Caused by: org.apache.spark.SparkException: Job aborted due to stage failure: Task 13 in stage 366.0 failed 4 times, most recent failure: Lost task 13.3 in stage 366.0 (TID 128315, 10.0.2.7, executor 19): ExecutorLostFailure (executor 19 exited caused by one of the running tasks) Reason: Executor heartbeat timed out after 153563 ms

I don't know how to solve this issue. It would be related to MLflow problem. Anyway, it increase a lot of cost.

Any suggestion for solving this issue?

-werners- · ‎07-26-2022

Can you try with .option("overwriteSchema", "true")

Benji · ‎07-26-2022

Okay, I have added already. Let's see the result tonight. 😀

Benji · ‎07-26-2022

I just checked the job which was run last night. It seem doesn't help. I still face with the same error and job retry itself automatically again.

-werners- · ‎07-27-2022

I think you will have to debug your notebook to see where the issue actually arises.

The error pops up at writing the data because that is an action (and spark code is only executed at an action).

But the cause of the error seems to be somewhere upstream.

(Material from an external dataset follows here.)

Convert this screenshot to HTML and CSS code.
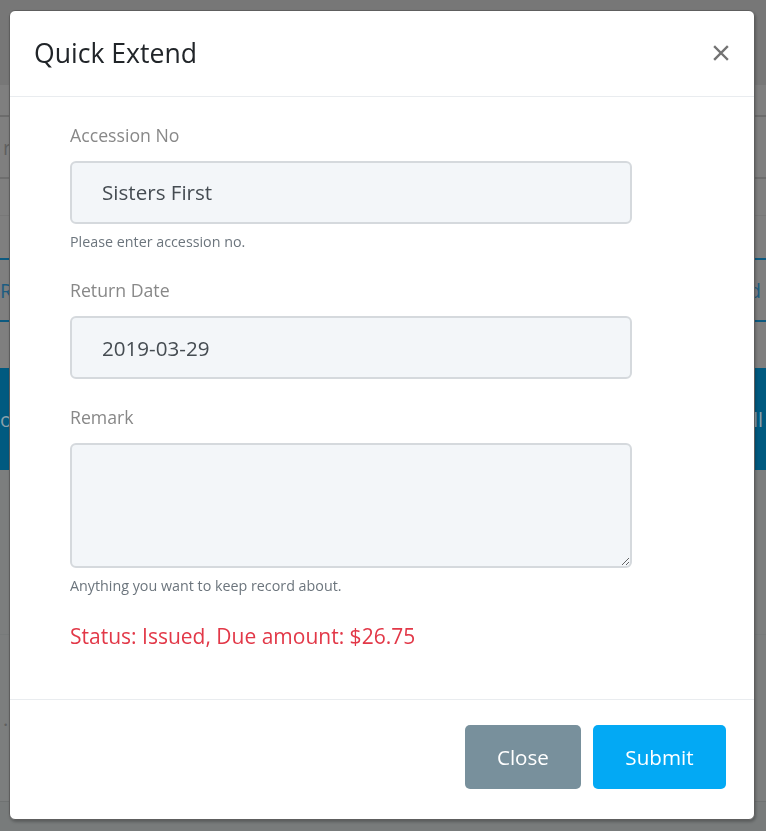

So try a .show or display(df) cell by cell to see where you get an error.

Vidula · ‎09-05-2022

Hey there @Tanawat Benchasirirot

Hope all is well! Just wanted to check in if you were able to resolve your issue and would you be happy to share the solution or mark an answer as best? Else please let us know if you need more help.

We'd love to hear from you.

Thanks!